毛糸の帽子と手袋を忘れなかったのが幸いだった。

 昨晩のシンガポール組のガイドのブリーフィングが正しければ御来光は6時半だから50分近くは待たなければならなかった。
自分らが立っている鉄塔の展望台では既にカメラを構える場所取りが始まっていた。
自分は一番乗りかと思ったが残念ながら二番手だった。
一番は若いアメリカ人の二人連れで本格的な三脚を二つ立て,片方には中盤のカメラが,もう一方には高級一眼レフのデジカメが据えられていた。
彼らは東に向けて構えていたが自分はマチャプチャレと相対する位置を取った。
自分が首から下げているカメラはソニーの小さな「ネオデジイチ」と呼ばれる素人用のカメラで彼らはそれを見て鼻で笑った,ような気がした。
しかし,山での御来光を何十回と狙って満足のいく写真を撮れていない経験から,太陽をまともに撮ったら負けと確信しているので今回はマチャプチャレやアンナプルナが朝日で焼けて赤くなるのを狙ってみた。
しかし,結果を述べれば,満足の行く写真は撮れなかった。
理由はプーンヒルの位置の問題だった。
展望台から見る山の面はどれも南に向いているのだった。
朝陽が昇っても高い山のごく一部が燃えるだけで南の斜面全体が紅くなる事は無いのだ。
それでも,夜明けから少しずつ赤みを帯びて来るアンナプルナをしつこく撮りまくったのだが。
6997mのマチャプチャレは位置が近い事もあって迫力があるがそれでも7000mに欠ける事実は否めず頂きに陽が当たる頃には周囲が明るくなり過ぎ写真にならなかった。
ヒマラヤの高峰は行き当たりばったり、トレッキングの片手間に撮れる程甘い相手ではないとしみじみ思い,これまで気にしなかった白幡史郎の写真を思い出し唸ってしまった。

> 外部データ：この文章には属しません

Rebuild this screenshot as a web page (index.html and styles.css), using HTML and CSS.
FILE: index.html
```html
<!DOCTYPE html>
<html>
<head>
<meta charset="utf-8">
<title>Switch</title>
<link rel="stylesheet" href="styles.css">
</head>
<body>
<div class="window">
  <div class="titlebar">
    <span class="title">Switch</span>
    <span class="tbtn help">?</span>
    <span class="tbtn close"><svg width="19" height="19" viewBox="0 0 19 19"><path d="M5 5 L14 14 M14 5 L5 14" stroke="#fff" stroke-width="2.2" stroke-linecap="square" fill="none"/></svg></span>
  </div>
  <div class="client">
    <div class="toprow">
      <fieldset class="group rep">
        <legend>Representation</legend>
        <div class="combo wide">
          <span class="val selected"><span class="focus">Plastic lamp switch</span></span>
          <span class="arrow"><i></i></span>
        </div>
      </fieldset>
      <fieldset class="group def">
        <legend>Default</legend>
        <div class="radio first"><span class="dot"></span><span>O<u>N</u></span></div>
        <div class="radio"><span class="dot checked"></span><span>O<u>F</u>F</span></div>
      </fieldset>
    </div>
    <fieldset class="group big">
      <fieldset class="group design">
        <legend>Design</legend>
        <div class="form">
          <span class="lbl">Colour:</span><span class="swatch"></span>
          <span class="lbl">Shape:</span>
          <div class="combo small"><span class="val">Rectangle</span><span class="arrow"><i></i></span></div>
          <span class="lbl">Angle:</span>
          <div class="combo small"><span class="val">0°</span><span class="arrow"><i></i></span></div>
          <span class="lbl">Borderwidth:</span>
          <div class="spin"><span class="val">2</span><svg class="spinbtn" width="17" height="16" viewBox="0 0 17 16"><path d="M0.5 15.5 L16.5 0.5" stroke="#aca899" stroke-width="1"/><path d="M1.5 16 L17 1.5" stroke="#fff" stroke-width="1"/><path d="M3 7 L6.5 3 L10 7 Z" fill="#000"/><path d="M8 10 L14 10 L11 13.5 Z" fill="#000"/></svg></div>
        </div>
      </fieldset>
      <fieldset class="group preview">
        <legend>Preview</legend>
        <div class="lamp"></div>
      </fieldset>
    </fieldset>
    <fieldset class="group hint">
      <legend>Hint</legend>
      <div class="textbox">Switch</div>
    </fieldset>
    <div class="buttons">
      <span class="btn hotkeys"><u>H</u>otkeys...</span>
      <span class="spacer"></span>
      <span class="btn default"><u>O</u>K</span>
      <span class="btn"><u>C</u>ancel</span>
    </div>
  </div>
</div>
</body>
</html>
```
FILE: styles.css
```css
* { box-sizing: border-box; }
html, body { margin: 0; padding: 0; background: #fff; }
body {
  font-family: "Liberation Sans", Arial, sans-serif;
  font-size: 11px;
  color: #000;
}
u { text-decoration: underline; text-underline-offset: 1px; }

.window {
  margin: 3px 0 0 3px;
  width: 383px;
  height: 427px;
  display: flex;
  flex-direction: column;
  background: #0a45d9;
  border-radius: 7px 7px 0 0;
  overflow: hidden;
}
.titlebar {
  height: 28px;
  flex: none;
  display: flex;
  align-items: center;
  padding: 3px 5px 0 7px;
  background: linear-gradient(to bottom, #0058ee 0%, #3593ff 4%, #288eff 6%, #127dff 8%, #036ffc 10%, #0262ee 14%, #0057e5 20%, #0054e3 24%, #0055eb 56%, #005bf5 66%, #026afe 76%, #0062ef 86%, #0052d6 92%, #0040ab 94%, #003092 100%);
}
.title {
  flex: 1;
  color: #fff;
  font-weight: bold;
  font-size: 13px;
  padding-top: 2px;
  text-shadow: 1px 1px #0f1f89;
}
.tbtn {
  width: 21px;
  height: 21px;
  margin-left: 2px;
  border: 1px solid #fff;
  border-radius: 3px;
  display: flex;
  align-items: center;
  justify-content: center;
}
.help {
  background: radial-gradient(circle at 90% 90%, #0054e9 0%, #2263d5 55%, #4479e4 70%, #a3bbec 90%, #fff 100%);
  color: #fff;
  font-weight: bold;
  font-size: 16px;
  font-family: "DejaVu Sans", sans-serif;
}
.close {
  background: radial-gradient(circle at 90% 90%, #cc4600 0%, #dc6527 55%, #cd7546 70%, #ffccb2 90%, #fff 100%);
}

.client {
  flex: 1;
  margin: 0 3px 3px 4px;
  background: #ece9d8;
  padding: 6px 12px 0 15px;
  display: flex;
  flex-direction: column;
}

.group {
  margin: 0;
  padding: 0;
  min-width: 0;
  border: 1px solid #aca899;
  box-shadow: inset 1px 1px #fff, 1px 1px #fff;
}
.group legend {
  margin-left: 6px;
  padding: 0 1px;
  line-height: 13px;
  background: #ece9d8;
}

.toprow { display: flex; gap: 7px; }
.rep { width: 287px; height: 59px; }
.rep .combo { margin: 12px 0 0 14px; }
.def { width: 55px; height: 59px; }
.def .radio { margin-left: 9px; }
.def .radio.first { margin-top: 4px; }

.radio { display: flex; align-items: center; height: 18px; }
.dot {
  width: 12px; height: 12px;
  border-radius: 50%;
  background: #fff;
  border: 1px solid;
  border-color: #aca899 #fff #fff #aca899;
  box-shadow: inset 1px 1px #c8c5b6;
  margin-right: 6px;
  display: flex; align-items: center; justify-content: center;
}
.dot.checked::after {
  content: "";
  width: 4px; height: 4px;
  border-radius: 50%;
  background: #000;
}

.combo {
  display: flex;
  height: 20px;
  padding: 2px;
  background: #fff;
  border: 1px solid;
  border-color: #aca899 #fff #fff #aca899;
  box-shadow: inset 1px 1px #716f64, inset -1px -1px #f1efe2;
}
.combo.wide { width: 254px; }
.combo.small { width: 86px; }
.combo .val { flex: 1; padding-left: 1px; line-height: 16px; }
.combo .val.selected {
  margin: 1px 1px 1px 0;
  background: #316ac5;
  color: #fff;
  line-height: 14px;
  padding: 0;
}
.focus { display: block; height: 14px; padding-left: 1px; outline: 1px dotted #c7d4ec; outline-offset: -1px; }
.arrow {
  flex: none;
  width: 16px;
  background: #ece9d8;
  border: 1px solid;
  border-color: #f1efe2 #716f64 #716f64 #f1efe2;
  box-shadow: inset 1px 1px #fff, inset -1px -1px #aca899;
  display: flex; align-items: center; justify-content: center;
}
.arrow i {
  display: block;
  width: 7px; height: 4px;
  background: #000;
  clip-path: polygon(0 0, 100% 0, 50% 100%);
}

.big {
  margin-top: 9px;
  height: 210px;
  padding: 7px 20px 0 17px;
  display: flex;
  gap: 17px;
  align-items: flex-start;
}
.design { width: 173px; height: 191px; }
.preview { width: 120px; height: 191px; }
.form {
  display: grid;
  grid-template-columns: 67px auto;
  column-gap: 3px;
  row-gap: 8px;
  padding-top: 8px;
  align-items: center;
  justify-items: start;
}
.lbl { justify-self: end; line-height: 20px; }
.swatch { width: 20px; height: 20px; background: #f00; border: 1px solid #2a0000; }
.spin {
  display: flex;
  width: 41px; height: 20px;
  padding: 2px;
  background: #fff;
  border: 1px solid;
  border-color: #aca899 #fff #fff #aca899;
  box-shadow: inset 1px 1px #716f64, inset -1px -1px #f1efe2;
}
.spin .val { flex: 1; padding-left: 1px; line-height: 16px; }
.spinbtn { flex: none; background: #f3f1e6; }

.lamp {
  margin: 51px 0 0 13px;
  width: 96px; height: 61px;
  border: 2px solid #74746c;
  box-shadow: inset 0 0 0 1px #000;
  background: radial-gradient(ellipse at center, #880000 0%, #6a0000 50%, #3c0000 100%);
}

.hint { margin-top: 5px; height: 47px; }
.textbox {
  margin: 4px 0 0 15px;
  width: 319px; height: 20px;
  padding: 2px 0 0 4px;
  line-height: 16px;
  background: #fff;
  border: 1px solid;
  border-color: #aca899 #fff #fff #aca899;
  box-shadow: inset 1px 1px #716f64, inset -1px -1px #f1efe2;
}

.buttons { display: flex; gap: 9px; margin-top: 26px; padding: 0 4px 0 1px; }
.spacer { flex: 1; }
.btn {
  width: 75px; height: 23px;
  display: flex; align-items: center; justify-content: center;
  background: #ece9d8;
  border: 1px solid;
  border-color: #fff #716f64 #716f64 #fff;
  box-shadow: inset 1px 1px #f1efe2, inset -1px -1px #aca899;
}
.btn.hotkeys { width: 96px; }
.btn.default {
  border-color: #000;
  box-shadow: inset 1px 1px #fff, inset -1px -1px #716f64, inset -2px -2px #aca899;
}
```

 夜が空けて驚いたのはプーンヒルの観光客の多さだった。
狭い高台に何百人居たのだろうと吃驚するとともに,あんな静だったゴレパニの村にこれだけの人が泊まっていたのかと更に驚いた。

 展望台には入れ替わり立ち替わり観光客が登って来るのだが,白人ばかりではなく中国,台湾,日本,韓国,タイ,シンガポールと、言葉から推測しても様々な国の人が居た事が伺える。(中国と台湾の違いは正直良く分からないが)
プーンヒルの人気恐るべしと言うよりは、ネパール観光で一番人気のポカラに来て,更に見所はどこだとなると,二泊三日程度のトレッキングでやって来られるゴレパニのプーンヒルしか無いと言うのが現実だと思う。

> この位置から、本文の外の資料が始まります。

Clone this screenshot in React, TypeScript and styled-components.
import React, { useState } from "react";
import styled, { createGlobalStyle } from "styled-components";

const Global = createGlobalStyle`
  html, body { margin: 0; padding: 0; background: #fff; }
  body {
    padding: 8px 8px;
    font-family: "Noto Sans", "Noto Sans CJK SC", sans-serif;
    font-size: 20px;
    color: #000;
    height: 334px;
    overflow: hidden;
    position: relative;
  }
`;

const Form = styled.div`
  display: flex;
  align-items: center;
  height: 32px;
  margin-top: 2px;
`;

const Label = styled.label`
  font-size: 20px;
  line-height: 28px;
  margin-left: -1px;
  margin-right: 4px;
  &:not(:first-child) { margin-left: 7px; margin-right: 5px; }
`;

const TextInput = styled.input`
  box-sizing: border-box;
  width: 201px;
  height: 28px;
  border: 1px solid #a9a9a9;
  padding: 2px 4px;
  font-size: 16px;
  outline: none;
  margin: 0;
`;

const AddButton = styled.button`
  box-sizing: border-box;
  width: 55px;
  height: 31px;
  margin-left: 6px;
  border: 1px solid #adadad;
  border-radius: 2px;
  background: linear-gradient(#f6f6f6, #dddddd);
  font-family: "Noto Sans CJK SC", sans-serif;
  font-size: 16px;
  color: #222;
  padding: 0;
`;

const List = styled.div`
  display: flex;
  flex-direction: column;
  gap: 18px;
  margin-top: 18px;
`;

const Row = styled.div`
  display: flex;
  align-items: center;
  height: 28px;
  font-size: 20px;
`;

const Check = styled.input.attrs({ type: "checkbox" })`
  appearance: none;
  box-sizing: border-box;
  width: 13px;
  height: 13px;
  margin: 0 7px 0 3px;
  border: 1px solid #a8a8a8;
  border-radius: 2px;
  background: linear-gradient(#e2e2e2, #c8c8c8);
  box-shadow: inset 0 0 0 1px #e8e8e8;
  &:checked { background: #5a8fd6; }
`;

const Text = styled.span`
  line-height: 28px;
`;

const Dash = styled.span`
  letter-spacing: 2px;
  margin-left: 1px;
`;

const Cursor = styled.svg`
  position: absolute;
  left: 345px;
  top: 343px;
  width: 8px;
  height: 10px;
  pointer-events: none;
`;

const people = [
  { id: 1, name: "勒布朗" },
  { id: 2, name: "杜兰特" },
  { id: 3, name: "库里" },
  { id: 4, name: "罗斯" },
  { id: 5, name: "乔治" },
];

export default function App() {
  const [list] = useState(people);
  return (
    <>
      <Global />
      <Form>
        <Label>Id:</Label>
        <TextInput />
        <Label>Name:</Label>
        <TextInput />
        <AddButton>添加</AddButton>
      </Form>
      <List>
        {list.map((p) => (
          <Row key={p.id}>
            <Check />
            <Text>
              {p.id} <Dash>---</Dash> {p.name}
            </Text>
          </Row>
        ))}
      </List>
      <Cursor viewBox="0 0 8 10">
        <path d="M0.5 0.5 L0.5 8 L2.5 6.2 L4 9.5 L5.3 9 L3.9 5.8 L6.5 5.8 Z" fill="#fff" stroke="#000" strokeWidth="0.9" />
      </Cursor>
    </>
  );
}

 プーンヒルは確かにアンナプルナ山群の展望台としてはよく見えるが,しかし,所詮は展望台だよな,と言うのが偽らざる感想だった。
有名な山が沢山見えると言う事はプーンヒルがそこそこ高い場所と言うのもあるが,山に対して距離が遠いと言う事で,写真を撮るのが目的では間の空気が多過ぎる。
それでも,日本人はもちろん,外国人の多くもキャノンやニコンの高級一眼デジカメを手にヒマラヤを撮っていた。
いや,コンパクトデジカメもほとんどが日本メーカーであって、流石に世界を見渡してもカメラは日本の勝ちか?と自分とは全く無関係なのに少し嬉しかった。

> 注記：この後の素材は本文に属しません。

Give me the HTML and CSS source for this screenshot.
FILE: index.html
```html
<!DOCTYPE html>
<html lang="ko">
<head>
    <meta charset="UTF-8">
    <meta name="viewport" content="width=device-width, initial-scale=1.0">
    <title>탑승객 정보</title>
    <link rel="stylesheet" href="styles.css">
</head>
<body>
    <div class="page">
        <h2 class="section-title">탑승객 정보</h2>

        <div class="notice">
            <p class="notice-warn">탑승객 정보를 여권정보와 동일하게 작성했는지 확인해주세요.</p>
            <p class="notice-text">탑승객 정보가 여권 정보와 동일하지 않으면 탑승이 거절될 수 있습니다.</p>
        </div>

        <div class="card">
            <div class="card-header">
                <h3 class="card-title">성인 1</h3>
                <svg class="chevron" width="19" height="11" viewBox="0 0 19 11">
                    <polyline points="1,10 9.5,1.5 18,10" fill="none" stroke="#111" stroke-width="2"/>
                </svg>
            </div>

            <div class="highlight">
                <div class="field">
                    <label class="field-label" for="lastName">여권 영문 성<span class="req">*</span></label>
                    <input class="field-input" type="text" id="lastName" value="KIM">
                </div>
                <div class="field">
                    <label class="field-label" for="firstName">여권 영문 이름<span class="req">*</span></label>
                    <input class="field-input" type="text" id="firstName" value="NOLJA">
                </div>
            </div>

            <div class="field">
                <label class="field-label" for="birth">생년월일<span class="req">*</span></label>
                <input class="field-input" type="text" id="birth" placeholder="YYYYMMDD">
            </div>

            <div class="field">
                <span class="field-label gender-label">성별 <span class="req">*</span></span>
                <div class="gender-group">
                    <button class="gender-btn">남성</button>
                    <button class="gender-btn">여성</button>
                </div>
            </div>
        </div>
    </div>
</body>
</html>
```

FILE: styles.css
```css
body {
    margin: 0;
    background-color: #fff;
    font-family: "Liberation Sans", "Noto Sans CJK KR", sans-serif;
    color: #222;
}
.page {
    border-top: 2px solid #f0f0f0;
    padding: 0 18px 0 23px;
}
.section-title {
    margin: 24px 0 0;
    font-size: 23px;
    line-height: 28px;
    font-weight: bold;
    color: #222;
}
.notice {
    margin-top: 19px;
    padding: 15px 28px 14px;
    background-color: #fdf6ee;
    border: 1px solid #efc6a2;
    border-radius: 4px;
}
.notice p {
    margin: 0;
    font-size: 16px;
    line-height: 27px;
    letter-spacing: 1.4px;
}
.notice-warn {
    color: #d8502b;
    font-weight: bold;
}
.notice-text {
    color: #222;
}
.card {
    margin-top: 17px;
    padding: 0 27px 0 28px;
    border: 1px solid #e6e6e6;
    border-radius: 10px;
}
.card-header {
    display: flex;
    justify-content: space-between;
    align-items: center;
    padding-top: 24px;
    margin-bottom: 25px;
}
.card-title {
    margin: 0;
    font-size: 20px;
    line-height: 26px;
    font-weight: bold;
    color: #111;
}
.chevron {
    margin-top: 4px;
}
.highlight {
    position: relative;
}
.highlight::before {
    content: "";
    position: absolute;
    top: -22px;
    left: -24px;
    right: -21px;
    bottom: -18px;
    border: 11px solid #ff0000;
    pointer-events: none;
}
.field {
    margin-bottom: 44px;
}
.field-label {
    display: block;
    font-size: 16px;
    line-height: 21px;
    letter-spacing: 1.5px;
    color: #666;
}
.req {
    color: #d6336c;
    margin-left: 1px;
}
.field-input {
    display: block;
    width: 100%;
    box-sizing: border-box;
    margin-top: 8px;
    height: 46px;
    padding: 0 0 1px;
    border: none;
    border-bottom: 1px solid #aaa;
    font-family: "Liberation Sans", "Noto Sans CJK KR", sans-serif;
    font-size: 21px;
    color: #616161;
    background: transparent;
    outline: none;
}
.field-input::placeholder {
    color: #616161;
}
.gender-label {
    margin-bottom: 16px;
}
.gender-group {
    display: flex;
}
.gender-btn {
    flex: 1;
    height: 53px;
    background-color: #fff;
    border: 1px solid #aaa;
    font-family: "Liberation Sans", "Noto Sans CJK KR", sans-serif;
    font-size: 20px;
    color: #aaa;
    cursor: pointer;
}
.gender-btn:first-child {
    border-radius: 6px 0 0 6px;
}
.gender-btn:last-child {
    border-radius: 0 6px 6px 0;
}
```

 すっかり夜が空け景色にも飽きたので帰ろうとドルジを促すと,茶を一杯飲んで行こうと一軒だけあった茶店に入った。
一杯50ルピーの紅茶を飲み,まだ登って来る人が続くプーンヒルを降りた。

 宿に戻るとナーランが朝飯を食べていた。
40分で登ったぜ,と言うと驚きながら,下りの道でとても展望の良い場所があるのは気が付いたか、と言った。
確かに,プーンヒルのてっぺんよりもとても自然に山が見える位置があった。
そこでも結構な枚数を撮っているのだが,しかし,トレッキングルートで見た強烈なヒマラヤとは掛け離れており薄味だった。